The reexamination of neutrality has proven the most contentious element of the plan altogether, a matter not especially helped by a controversial consultant report by Laffer Associates. The consulting firm, founded by Reagan Administration economist Arthur Laffer, put on the case Donna Arduin, an economist who had helped Gov. Rick Scott develop financial policy. Early drafts of the 2050 analysis spoke little of specific conditions in Sarasota and attacked planning philosophies from cities like Portland, Oregon, a city generally praised by New Urbanists and conservationists alike for its successes in promoting multimodal transportation. Eventually a final report was published which contained less controversial generalities, and that report recommended a significant rewriting of neutrality requirements to release the lending problems faced by developers.

Dan Lobeck, president of Control Growth Now, says the changes proposed will be disastrous for the region. Eliminating the phasing requirements for financial analysis, he says, will result in phasing for developments existing at all. “All development would be allowed at one time rather than phased out over decades,” he says. And the Arduin report, he notes, does show certain holes in how neutrality could be enforced. “Even the County’s own biased, pro-developer consultant Donna Arduin has acknowledged a fiscal neutrality report can show whatever the developer wants by making false assumptions that let the developer off the hook.”

Cathy Antunes, vice president of the Council of County Neighborhood Associations, says changing the neutrality requirements won’t eliminate the costs themselves. “Surplus infrastructure costs will be shifted to existing taxpayers,”she says, noting new roads and schools will have to be paid for through other sources of government funding. Especially since impact fees for the past five years have been kept at low levels to allow a rebound in construction, the burden of new demands from growth will have to be absorbed by existing residents, conservationists warn.

But business advocates remain concerned that right now, new growth cannot happen at all, and that in turn is impeding any economic growth in the region. Kevin Cooper, vice president of The Greater Sarasota Chamber of Commerce, notes nobody in a position of authority has ever suggested eliminating neutrality requirements entirely, but that right now that market is not competitive because of problems with the current regulations.

“Those in opposition to 2050 revisions would have the public believe that developers are pickpocketing taxpayers to pad their bottom line,” Cooper says. “When it comes to impact fees, the facts tell a different story: if you want to develop in Sarasota County, you’ll pay your own way.”

Ultimately, it will be county commissioners who decide what changes go into effect in 2050. And it may take another nine years before anyone can determine what the effects of those changes will be, though almost certainly development and conservation leaders will offer commentary along the way.
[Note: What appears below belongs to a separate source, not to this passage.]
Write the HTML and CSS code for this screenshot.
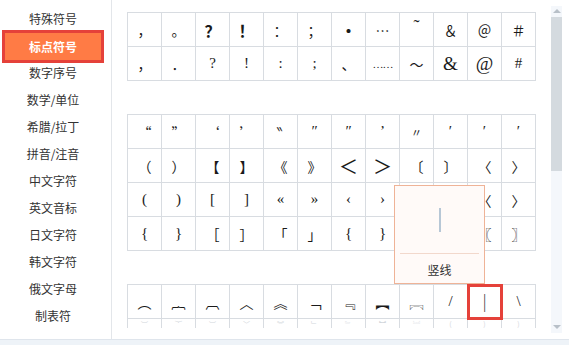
FILE: index.html
```html
<!DOCTYPE html>
<html lang="zh-CN">
<head>
<meta charset="utf-8">
<title>标点符号</title>
<link rel="stylesheet" href="styles.css">
</head>
<body>
<div class="app">
  <div class="top">
    <ul class="sidebar">
      <li class="item">特殊符号</li>
      <li class="item active">标点符号</li>
      <li class="item">数字序号</li>
      <li class="item">数学/单位</li>
      <li class="item">希腊/拉丁</li>
      <li class="item">拼音/注音</li>
      <li class="item">中文字符</li>
      <li class="item">英文音标</li>
      <li class="item">日文字符</li>
      <li class="item">韩文字符</li>
      <li class="item">俄文字母</li>
      <li class="item">制表符</li>
    </ul>
    <div class="main">
      <div class="content">
        <div class="grid">
          <span class="cell cjk">，</span><span class="cell cjk">。</span><span class="cell cjk bold">？</span><span class="cell cjk bold">！</span><span class="cell cjk">：</span><span class="cell cjk">；</span><span class="cell cjk bold">•</span><span class="cell cjk">⋯</span><span class="cell up">˜</span><span class="cell cjk">＆</span><span class="cell cjk">＠</span><span class="cell cjk">＃</span>
          <span class="cell cjk">，</span><span class="cell cjk">．</span><span class="cell">?</span><span class="cell">!</span><span class="cell">:</span><span class="cell">;</span><span class="cell cjk">、</span><span class="cell small">……</span><span class="cell cjk">～</span><span class="cell big">&amp;</span><span class="cell big">@</span><span class="cell">#</span>
        </div>
        <div class="grid">
          <span class="cell cjk">“</span><span class="cell cjk">”</span><span class="cell cjk">‘</span><span class="cell cjk">’</span><span class="cell">‶</span><span class="cell">″</span><span class="cell">″</span><span class="cell">’</span><span class="cell tiny">〃</span><span class="cell">′</span><span class="cell">′</span><span class="cell">′</span>
          <span class="cell cjk">（</span><span class="cell cjk">）</span><span class="cell cjk">【</span><span class="cell cjk">】</span><span class="cell cjk">《</span><span class="cell cjk">》</span><span class="cell cjk big">＜</span><span class="cell cjk big">＞</span><span class="cell cjk">〔</span><span class="cell cjk">〕</span><span class="cell cjk">〈</span><span class="cell cjk">〉</span>
          <span class="cell">(</span><span class="cell">)</span><span class="cell">[</span><span class="cell">]</span><span class="cell">«</span><span class="cell">»</span><span class="cell">‹</span><span class="cell">›</span><span class="cell">⟨</span><span class="cell">⟩</span><span class="cell cjk">〈</span><span class="cell cjk">〉</span>
          <span class="cell">{</span><span class="cell">}</span><span class="cell cjk">［</span><span class="cell cjk">］</span><span class="cell cjk">「</span><span class="cell cjk">」</span><span class="cell">{</span><span class="cell">}</span><span class="cell cjk">『</span><span class="cell cjk">』</span><span class="cell cjk">〖</span><span class="cell cjk">〗</span>
        </div>
        <div class="grid">
          <span class="cell cjk">︵</span><span class="cell cjk">︷</span><span class="cell cjk">︹</span><span class="cell cjk">︿</span><span class="cell cjk">︽</span><span class="cell cjk">﹁</span><span class="cell cjk">﹃</span><span class="cell cjk">︻</span><span class="cell cjk">︗</span><span class="cell">/</span><span class="cell marked">|</span><span class="cell">\</span>
          <span class="cell faint">︶</span><span class="cell faint">︸</span><span class="cell faint">︺</span><span class="cell faint">﹀</span><span class="cell faint">︾</span><span class="cell faint">﹂</span><span class="cell faint">﹄</span><span class="cell faint">︼</span><span class="cell faint">︘</span><span class="cell faint">(</span><span class="cell faint">)</span><span class="cell faint">)</span>
        </div>
      </div>
      <div class="scrollbar">
        <span class="arrow arrow-up"></span>
        <span class="thumb"></span>
        <span class="arrow arrow-down"></span>
      </div>
      <div class="popup">
        <div class="preview"><span class="bar"></span></div>
        <div class="label">竖线</div>
      </div>
    </div>
  </div>
  <div class="bottom"></div>
</div>
</body>
</html>
```

FILE: styles.css
```css
html, body {
  margin: 0;
  padding: 0;
}

body {
  width: 569px;
  height: 345px;
  overflow: hidden;
  background: #ffffff;
  font-family: "Noto Sans CJK SC", "Microsoft YaHei", sans-serif;
  color: #333333;
}

.app {
  display: flex;
  flex-direction: column;
  height: 345px;
}

.top {
  display: flex;
  height: 339px;
}

.sidebar {
  list-style: none;
  margin: 0;
  padding: 5px 0 0;
  width: 112px;
  box-sizing: border-box;
  border-right: 1px solid #e3e6ea;
}

.item {
  height: 27px;
  line-height: 27px;
  margin: 0 10px 0 5px;
  text-align: center;
  font-size: 12px;
  color: #333333;
}

.item.active {
  background: #ff7b45;
  color: #ffffff;
  font-weight: bold;
  outline: 3px solid #e5413a;
  position: relative;
  top: 1px;
}

.main {
  flex: 1;
  position: relative;
  display: flex;
}

.content {
  width: 439px;
  height: 328px;
  overflow: hidden;
  padding: 12px 0 0 15px;
  box-sizing: border-box;
  display: flex;
  flex-direction: column;
  gap: 33px;
}

.grid {
  display: grid;
  grid-template-columns: repeat(12, 34px);
  width: max-content;
  border-top: 1px solid #d8dce1;
  border-left: 1px solid #d8dce1;
  flex: none;
}

.cell {
  height: 34px;
  box-sizing: border-box;
  border-right: 1px solid #d8dce1;
  border-bottom: 1px solid #d8dce1;
  display: flex;
  align-items: center;
  justify-content: center;
  font-family: "Liberation Serif", "Noto Sans CJK SC", serif;
  font-size: 15px;
  color: #1a1a1a;
  background: #ffffff;
}

.cell.cjk {
  font-family: "Noto Sans CJK SC", sans-serif;
  font-size: 14px;
  font-weight: 400;
  color: #1a1a1a;
}

.cell.bold {
  font-weight: 700;
  font-size: 16px;
}

.cell.up {
  align-items: flex-start;
  padding-top: 4px;
  font-size: 18px;
}

.cell.small {
  font-size: 11px;
  letter-spacing: -1px;
}

.cell.tiny {
  font-size: 11px;
}

.cell.big {
  font-size: 19px;
}

.cell.faint {
  font-family: "Noto Sans CJK SC", sans-serif;
  color: #d3d7dc;
  align-items: flex-start;
  font-size: 7px;
  line-height: 7px;
  padding-top: 2px;
}

.cell.marked {
  position: relative;
  z-index: 1;
  outline: 3px solid #e5413a;
  outline-offset: -2px;
  font-family: "DejaVu Sans", sans-serif;
  font-weight: 200;
  font-size: 17px;
  color: #444;
}

.scrollbar {
  width: 11px;
  height: 327px;
  margin-top: 6px;
  background: #f4f7fb;
  position: relative;
  display: flex;
  flex-direction: column;
  align-items: center;
}

.arrow {
  width: 0;
  height: 0;
  border-left: 4px solid transparent;
  border-right: 4px solid transparent;
  flex: none;
}

.arrow-up {
  margin-top: 3px;
  border-bottom: 4px solid #b8c0c8;
}

.thumb {
  width: 11px;
  height: 154px;
  margin-top: 4px;
  background: #d4dadf;
  flex: none;
}

.arrow-down {
  margin-top: auto;
  margin-bottom: 4px;
  border-top: 4px solid #b8c0c8;
}

.popup {
  position: absolute;
  left: 282px;
  top: 185px;
  width: 91px;
  height: 99px;
  box-sizing: border-box;
  background: #fffaf8;
  border: 1px solid #efb397;
  z-index: 2;
  display: flex;
  flex-direction: column;
}

.preview {
  height: 67px;
  margin: 0 5px;
  border-bottom: 1px solid #f2d8cc;
  display: flex;
  align-items: center;
  justify-content: center;
}

.bar {
  display: block;
  width: 2px;
  height: 24px;
  background: #b7c7d6;
}

.label {
  flex: 1;
  display: flex;
  align-items: center;
  justify-content: center;
  font-size: 12px;
  color: #333333;
  padding-top: 1px;
}

.bottom {
  height: 6px;
  box-sizing: border-box;
  background: #eef3f8;
  border-top: 1px solid #dfe5ec;
}
```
At least so far, efforts to soften the requirements of fiscal neutrality have moved forward with significant momentum. In late July, the Sarasota County Planning Commission approved changes to the language favored by the Gulf Coast Builders Exchange and The Greater Sarasota Chamber of Commerce. The measure was heard by the Sarasota County Commissioners for an initial hearing on Aug. 27 and then for final approval most likely in October. The changes drafted by county planners would allow for development in its early phases now be neutral, and allow that future phases of development will compensate for early shortfalls. Staff said that change was inrecognition that many developments take decades to complete. The changes also would establish monitoring procedures of actual revenue to detect any significant deviation from projected areas, something to make sure the process allows development to move forward but which does not, as critics fear, allow all burden to shift to the taxpayer.

“This is a journey we have to keep at,” said Planning Commissioner John Ask, but stressed the matter needs to carefully watched in the future. “Nobody wants to pay more taxes because of this.”

The prospect, according to Lobeck, will be long-lasting and will have negative consequences for taxpayers. “If they get away with this, the developers win and the rest of us lose,” he said unabashedly. “With over 6,000 new homes already allowed and moving forward on the Thomas Ranch and surrounding area in South County—with no plans for funding the roads, schools and other facilities need to handle that growth—is this really the time to drop the reins on eastern urban sprawl?”But at a time when construction is just getting back on its feet, proponents say it is important that the county ensures the actual visions for growth east of Interstate-75 come to fruition. Commercial and residential growth have seen a comeback in the last couple years, but very little has ever happened in the planned villages on the other side of the interstate. Indeed, the frequently-mentioned development of The Mall at University Town Center all sits west of 75, as does a rowing center at Nathan Benderson Park that has spurred activity along Cattlemen Road.

“No matter how many times he said it, Chicken Little was wrong; the sky was not falling,” said attorney Bill Merrill. “We can say we are gutting 2050 with these changes, but that doesn’t make it true. All requirements for fiscal neutrality will still be in there. This is a change in procedure. It’s improving something that has not worked to date.”Slapp wouldn’t predict whether county commissioners would approve the changes as staff wrote them and the planning commissioners approved them, but she was hopeful improvements would help taxpayers, not hurt them. “We are fortunate that Sarasota County has not raised the millage rate in 13 years,” she said. “Sarasota County has the second lowest millage rate in the State of Florida,  so the rhetoric that growth has been on the ‘backs of the taxpayers’ simply is not borne out by the facts.”

 

The Words

2050 Plan Sarasota County’s comprehensive plan for managing growth up until the year 2050. The plan pays special attention to growth in the unincorporated areas east of Interstate-75.

Cluster Development Also called conservation development, such growth patterns call for grouping of residential and commercial units in pockets of a larger development in order to preserve open space.

Concurrency Requirements intended to ensure the pace of development does not outpace the ability of government to provide the services required by the related growth.

Fiscal Neutrality A requirement in the 2050 plan for all public costs associated with new development east of the urban service boundary be offset by the revenue anticipated to be generated by the development

Impact Fees Fees assessed when a permit is pulled to build a new structure, calculated based on the cost of new infrastructure required as a result of the development.